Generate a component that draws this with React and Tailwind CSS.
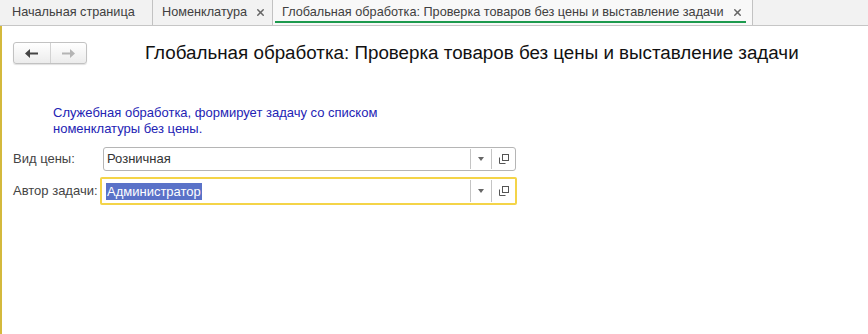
import { X } from 'lucide-react'

function OpenIcon() {
  return (
    <svg width="10" height="10" viewBox="0 0 10 10" fill="none" stroke="#555" strokeWidth="1">
      <rect x="3.5" y="0.5" width="6" height="6" />
      <path d="M0.5 3.5v6h6" />
    </svg>
  )
}

function Field({ value, focused }) {
  return (
    <div
      className={
        focused
          ? 'flex h-[28px] w-[417px] items-stretch rounded-[2px] border-2 border-[#f4d448] bg-white -ml-[3px]'
          : 'flex h-[24px] w-[413px] items-stretch rounded-[3px] border border-[#b5b5b5] bg-white'
      }
    >
      <div className={focused ? 'flex flex-1 items-center pl-[4px]' : 'flex flex-1 items-center pl-[3px]'}>
        {focused ? (
          <span className="bg-[#5a72c8] px-[1px] leading-[17px] text-white">{value}</span>
        ) : (
          <span className="text-[#333]">{value}</span>
        )}
      </div>
      <div className="my-[1px] flex w-[21px] items-center justify-center border-l border-[#c4c4c4]">
        <svg width="6" height="4" viewBox="0 0 6 4">
          <path d="M0 0h6L3 4z" fill="#666" />
        </svg>
      </div>
      <div className="my-[1px] flex w-[24px] items-center justify-center border-l border-[#c4c4c4]">
        <OpenIcon />
      </div>
    </div>
  )
}

export default function App() {
  return (
    <div className="flex h-[334px] w-[868px] flex-col bg-white font-['Liberation_Sans',Arial,sans-serif] text-[13px]">
      {/* tabs */}
      <div className="flex h-[26px] shrink-0 border-b border-[#c6c6c6] bg-[#f2f2f2] text-[12.7px] text-[#404040]">
        <div className="flex w-[153px] items-center whitespace-nowrap border-r border-[#c2c2c2] pl-[12px]">
          Начальная страница
        </div>
        <div className="flex w-[120px] items-center whitespace-nowrap border-r border-[#c2c2c2] pl-[9px]">
          Номенклатура
          <X size={11} strokeWidth={3.2} className="ml-[8px] shrink-0 text-[#666]" />
        </div>
        <div className="relative flex w-[480px] items-center whitespace-nowrap border-r border-[#c2c2c2] bg-[#f8f8f8] pl-[9px]">
          <span>Глобальная обработка: Проверка товаров без цены и выставление задачи</span>
          <X size={11} strokeWidth={3.2} className="ml-[8px] shrink-0 text-[#666]" />
          <div className="absolute bottom-[2px] left-[2px] right-[6px] h-[2px] bg-[#1d9a4e]" />
        </div>
      </div>

      {/* content */}
      <div className="flex flex-1 flex-col border-l-2 border-[#d4b93c] pl-[11px] pt-[13px]">
        <div className="flex items-center">
          <div className="flex h-[22px] w-[74px] shrink-0 rounded-[3px] border border-[#c2c2c2] bg-gradient-to-b from-white to-[#ececec] shadow-[0_1px_1px_rgba(0,0,0,0.12)]">
            <div className="flex flex-1 items-center justify-center border-r border-[#d2d2d2]">
              <svg width="13" height="9" viewBox="0 0 13 9">
                <path d="M0 4.5L5 0v3.5h8v2H5V9z" fill="#444" />
              </svg>
            </div>
            <div className="flex flex-1 items-center justify-center">
              <svg width="13" height="9" viewBox="0 0 13 9">
                <path d="M13 4.5L8 0v3.5H0v2h8V9z" fill="#b4b4b4" />
              </svg>
            </div>
          </div>
          <div className="ml-[58px] whitespace-nowrap text-[18.8px] text-[#111]">
            Глобальная обработка: Проверка товаров без цены и выставление задачи
          </div>
        </div>

        <div className="ml-[40px] mt-[38px] leading-[16px] text-[#2323b4]">
          <div>Служебная обработка, формирует задачу со списком</div>
          <div>номенклатуры без цены.</div>
        </div>

        <div className="mt-[10px] flex items-center">
          <div className="w-[90px] text-[#444]">Вид цены:</div>
          <Field value="Розничная" />
        </div>
        <div className="mt-[6px] flex items-center">
          <div className="w-[90px] text-[#444]">Автор задачи:</div>
          <Field value="Администратор" focused />
        </div>
      </div>
    </div>
  )
}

**Short task**
Except for the pictures, copy the material above exactly.

**Output below**
Generate a component that draws this with React and Tailwind CSS.
import { X } from 'lucide-react'

function OpenIcon() {
  return (
    <svg width="10" height="10" viewBox="0 0 10 10" fill="none" stroke="#555" strokeWidth="1">
      <rect x="3.5" y="0.5" width="6" height="6" />
      <path d="M0.5 3.5v6h6" />
    </svg>
  )
}

function Field({ value, focused }) {
  return (
    <div
      className={
        focused
          ? 'flex h-[28px] w-[417px] items-stretch rounded-[2px] border-2 border-[#f4d448] bg-white -ml-[3px]'
          : 'flex h-[24px] w-[413px] items-stretch rounded-[3px] border border-[#b5b5b5] bg-white'
      }
    >
      <div className={focused ? 'flex flex-1 items-center pl-[4px]' : 'flex flex-1 items-center pl-[3px]'}>
        {focused ? (
          <span className="bg-[#5a72c8] px-[1px] leading-[17px] text-white">{value}</span>
        ) : (
          <span className="text-[#333]">{value}</span>
        )}
      </div>
      <div className="my-[1px] flex w-[21px] items-center justify-center border-l border-[#c4c4c4]">
        <svg width="6" height="4" viewBox="0 0 6 4">
          <path d="M0 0h6L3 4z" fill="#666" />
        </svg>
      </div>
      <div className="my-[1px] flex w-[24px] items-center justify-center border-l border-[#c4c4c4]">
        <OpenIcon />
      </div>
    </div>
  )
}

export default function App() {
  return (
    <div className="flex h-[334px] w-[868px] flex-col bg-white font-['Liberation_Sans',Arial,sans-serif] text-[13px]">
      {/* tabs */}
      <div className="flex h-[26px] shrink-0 border-b border-[#c6c6c6] bg-[#f2f2f2] text-[12.7px] text-[#404040]">
        <div className="flex w-[153px] items-center whitespace-nowrap border-r border-[#c2c2c2] pl-[12px]">
          Начальная страница
        </div>
        <div className="flex w-[120px] items-center whitespace-nowrap border-r border-[#c2c2c2] pl-[9px]">
          Номенклатура
          <X size={11} strokeWidth={3.2} className="ml-[8px] shrink-0 text-[#666]" />
        </div>
        <div className="relative flex w-[480px] items-center whitespace-nowrap border-r border-[#c2c2c2] bg-[#f8f8f8] pl-[9px]">
          <span>Глобальная обработка: Проверка товаров без цены и выставление задачи</span>
          <X size={11} strokeWidth={3.2} className="ml-[8px] shrink-0 text-[#666]" />
          <div className="absolute bottom-[2px] left-[2px] right-[6px] h-[2px] bg-[#1d9a4e]" />
        </div>
      </div>

      {/* content */}
      <div className="flex flex-1 flex-col border-l-2 border-[#d4b93c] pl-[11px] pt-[13px]">
        <div className="flex items-center">
          <div className="flex h-[22px] w-[74px] shrink-0 rounded-[3px] border border-[#c2c2c2] bg-gradient-to-b from-white to-[#ececec] shadow-[0_1px_1px_rgba(0,0,0,0.12)]">
            <div className="flex flex-1 items-center justify-center border-r border-[#d2d2d2]">
              <svg width="13" height="9" viewBox="0 0 13 9">
                <path d="M0 4.5L5 0v3.5h8v2H5V9z" fill="#444" />
              </svg>
            </div>
            <div className="flex flex-1 items-center justify-center">
              <svg width="13" height="9" viewBox="0 0 13 9">
                <path d="M13 4.5L8 0v3.5H0v2h8V9z" fill="#b4b4b4" />
              </svg>
            </div>
          </div>
          <div className="ml-[58px] whitespace-nowrap text-[18.8px] text-[#111]">
            Глобальная обработка: Проверка товаров без цены и выставление задачи
          </div>
        </div>

        <div className="ml-[40px] mt-[38px] leading-[16px] text-[#2323b4]">
          <div>Служебная обработка, формирует задачу со списком</div>
          <div>номенклатуры без цены.</div>
        </div>

        <div className="mt-[10px] flex items-center">
          <div className="w-[90px] text-[#444]">Вид цены:</div>
          <Field value="Розничная" />
        </div>
        <div className="mt-[6px] flex items-center">
          <div className="w-[90px] text-[#444]">Автор задачи:</div>
          <Field value="Администратор" focused />
        </div>
      </div>
    </div>
  )
}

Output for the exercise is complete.